Third, the packaging is cheap and the plastic has a faint chemical smell out of the wrapper for the first minute. Cosmetic. The cartridge body itself is solid and the print head contacts looked clean every time. But it's not the tidy HP box, and if presentation matters to you, fair warning.
Why a dead cartridge is worth taking seriously
Back to that bad morning. The real cost of running a printer down to fumes isn't the cartridge — it's the moment it fails on you. A clogged or empty black means streaky contracts, a boarding pass you can't scan, a return label that won't take. Worse, repeatedly firing a near-empty cartridge can let air into the head and leave you with clogs that a fresh cartridge has to flush out. Keeping a cheap spare on the shelf isn't about being fancy. It's so a low-ink warning at 8 a.m. is a thirty-second swap, not a drive across town.

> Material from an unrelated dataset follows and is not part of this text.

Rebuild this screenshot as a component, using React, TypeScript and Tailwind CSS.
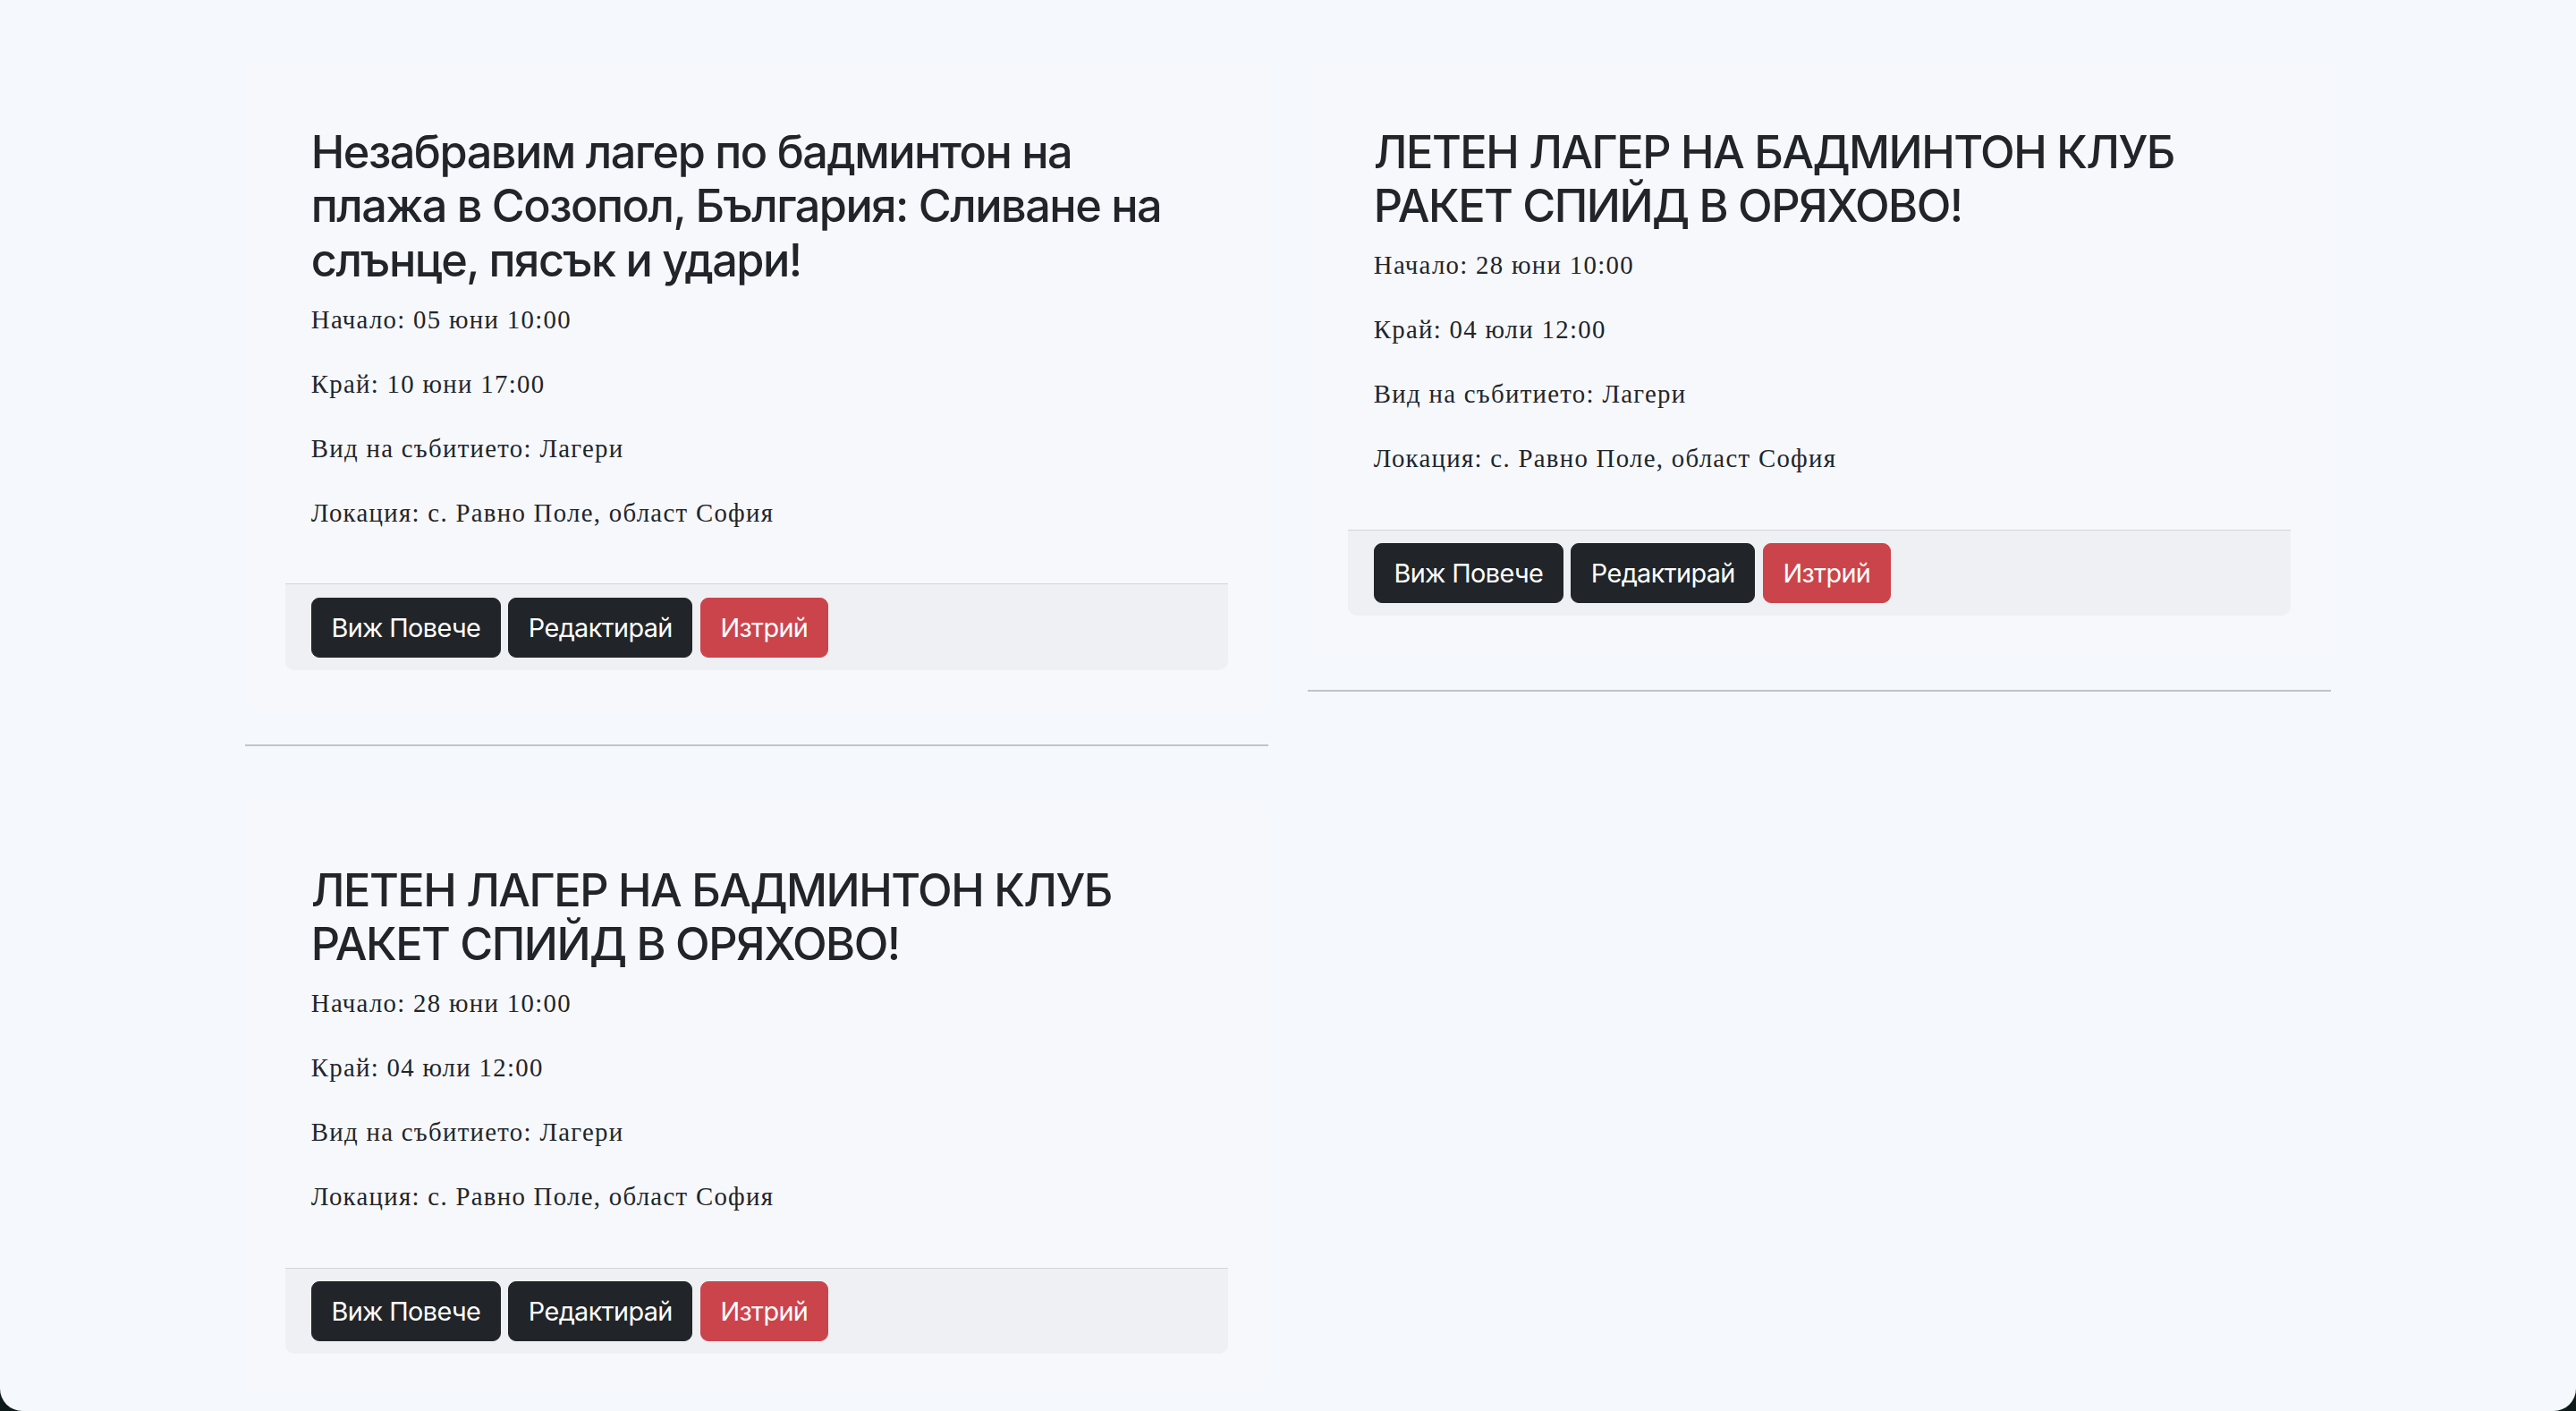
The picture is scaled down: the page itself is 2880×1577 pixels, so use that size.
import React from "react";

type Ev = {
  title: string;
  start: string;
  end: string;
  type: string;
  location: string;
};

const events: Ev[] = [
  {
    title:
      "Незабравим лагер по бадминтон на плажа в Созопол, България: Сливане на слънце, пясък и удари!",
    start: "05 юни 10:00",
    end: "10 юни 17:00",
    type: "Лагери",
    location: "с. Равно Поле, област София",
  },
  {
    title: "ЛЕТЕН ЛАГЕР НА БАДМИНТОН КЛУБ РАКЕТ СПИЙД В ОРЯХОВО!",
    start: "28 юни 10:00",
    end: "04 юли 12:00",
    type: "Лагери",
    location: "с. Равно Поле, област София",
  },
  {
    title: "ЛЕТЕН ЛАГЕР НА БАДМИНТОН КЛУБ РАКЕТ СПИЙД В ОРЯХОВО!",
    start: "28 юни 10:00",
    end: "04 юли 12:00",
    type: "Лагери",
    location: "с. Равно Поле, област София",
  },
];

const serif = { fontFamily: '"Liberation Serif", "DejaVu Serif", serif' };

const pCls = "mb-[28.8px] text-[28.8px] leading-[1.5] tracking-[1.3px] text-[#212529]";
const btnBase =
  "rounded-[9px] border px-[21.6px] py-[10.8px] text-[28.8px] leading-[1.5] tracking-[-0.6px] text-white";

function Card({ ev }: { ev: Ev }) {
  return (
    <div className="flex flex-col">
      <div className="mt-[29px] rounded-[11px] bg-[#f7f8fc] p-[45px]">
        <div className="px-[28.8px] pt-[28.8px] pb-[28.8px]">
          <h3 className="mb-[14.4px] font-['Inter',sans-serif] text-[50.4px] font-medium leading-[1.2] tracking-[-1.5px] text-[#212529]">
            {ev.title}
          </h3>
          <p className={pCls} style={serif}>
            Начало: {ev.start}
          </p>
          <p className={pCls} style={serif}>
            Край: {ev.end}
          </p>
          <p className={pCls} style={serif}>
            Вид на събитието: {ev.type}
          </p>
          <p className={pCls} style={serif}>
            Локация: {ev.location}
          </p>
        </div>
        <div className="flex gap-[8.5px] rounded-b-[10px] border-t border-[#d3d5d9] bg-[#eff0f4] px-[28.8px] py-[14.4px] font-['Inter',sans-serif]">
          <button className={`${btnBase} border-[#212529] bg-[#212529]`}>Виж Повече</button>
          <button className={`${btnBase} border-[#212529] bg-[#212529]`}>Редактирай</button>
          <button className={`${btnBase} border-[#cc444b] bg-[#cc444b]`}>Изтрий</button>
        </div>
      </div>
      <hr className="mt-[38px] mb-[28px] border-0 border-t-2 border-[#c1c4c9]" />
    </div>
  );
}

export default function App() {
  return (
    <div className="h-[1577px] w-[2880px] bg-[#0e1a1a]">
      <div className="h-[1577px] w-[2880px] overflow-hidden rounded-b-[25px] bg-[#f5f8fc]">
        <div className="mx-auto grid w-[2332px] grid-cols-2 items-start gap-x-[44px] pt-[37px]">
          {events.map((ev, i) => (
            <Card key={i} ev={ev} />
          ))}
        </div>
      </div>
    </div>
  );
}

At $20 a pop, there's no reason not to have one waiting.
So who should still buy OEM?
I'll be straight: if you print professional photos, color-critical proofs, or anything where a slightly lighter black or an off ink estimate would actually hurt you, buy the genuine HP 902XL and don't think twice. Same if you hate clicking through a "non-genuine" prompt — that little nag is the tax you pay for the savings.
But for the rest of us — text, forms, labels, the everyday paper churn of a home or small office — the compatible 902XL does the same job for about half the money. I've run a dozen of them through my 6958 and 6966 now without a single cartridge that didn't fit, didn't print, or quit early. The first one I bought out of pure frustration after that ruined morning. Every one since, I've bought on purpose. For $20 less each time, doing the work I actually need done, I'd grab it again — and I keep two in the drawer now so I'm never caught streaking through a deadline again.